In deze zaak heeft het gerechtshof Amsterdam op 14 juli 2020 uitspraak gedaan in hoger beroep tegen een vonnis van de politierechter in de rechtbank Noord-Holland. De verdachte, geboren in Albanië en zonder bekende woon- of verblijfplaats, was eerder veroordeeld voor het opzettelijk telen van een groot aantal hennepplanten. De tenlastelegging betrof het telen van ongeveer 610 hennepplanten in een woning te Hoorn op 5 juni 2019. Het hof heeft het vonnis van de politierechter vernietigd, omdat dit vonnis slechts een aantekening bevatte en niet voldeed aan de vereisten van een volledige uitspraak.
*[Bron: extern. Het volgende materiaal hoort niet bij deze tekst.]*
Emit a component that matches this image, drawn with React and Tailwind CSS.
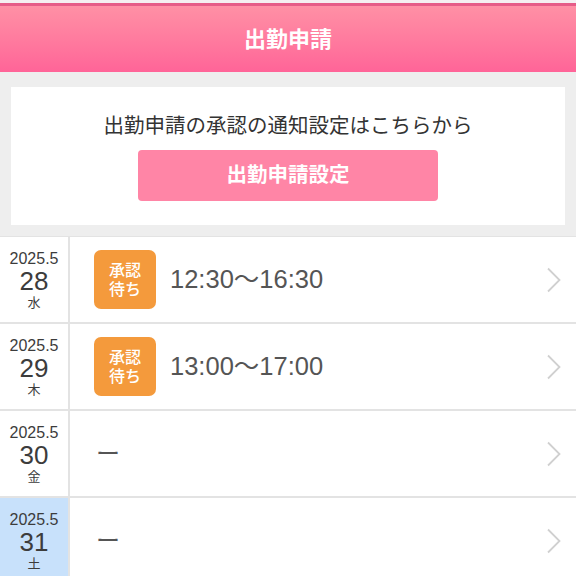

Het hof heeft vastgesteld dat de verdachte het tenlastegelegde feit heeft begaan en heeft geoordeeld dat er geen omstandigheden zijn die de strafbaarheid van het bewezenverklaarde uitsluiten. De verdachte is schuldig bevonden aan medeplegen van opzettelijk handelen in strijd met de Opiumwet. De politierechter had de verdachte eerder veroordeeld tot een gevangenisstraf van 2 maanden, maar de advocaat-generaal had in hoger beroep een geldboete van € 750,00 geëist, te vervangen door 15 dagen hechtenis bij gebreke van betaling.
Het hof heeft echter geoordeeld dat de ernst van het feit en de omstandigheden waaronder het is begaan, een zwaardere straf rechtvaardigen. De verdachte heeft bijgedragen aan de illegale handel in softdrugs, wat vaak gepaard gaat met andere vormen van criminaliteit. Daarom heeft het hof besloten om een voorwaardelijke gevangenisstraf van 2 jaren op te leggen, naast de geldboete van € 750,00. De tijd die de verdachte in voorarrest heeft doorgebracht, zal in mindering worden gebracht op de geldboete. Het arrest is uitgesproken in een openbare zitting en is ondertekend door de rechters van de meervoudige strafkamer.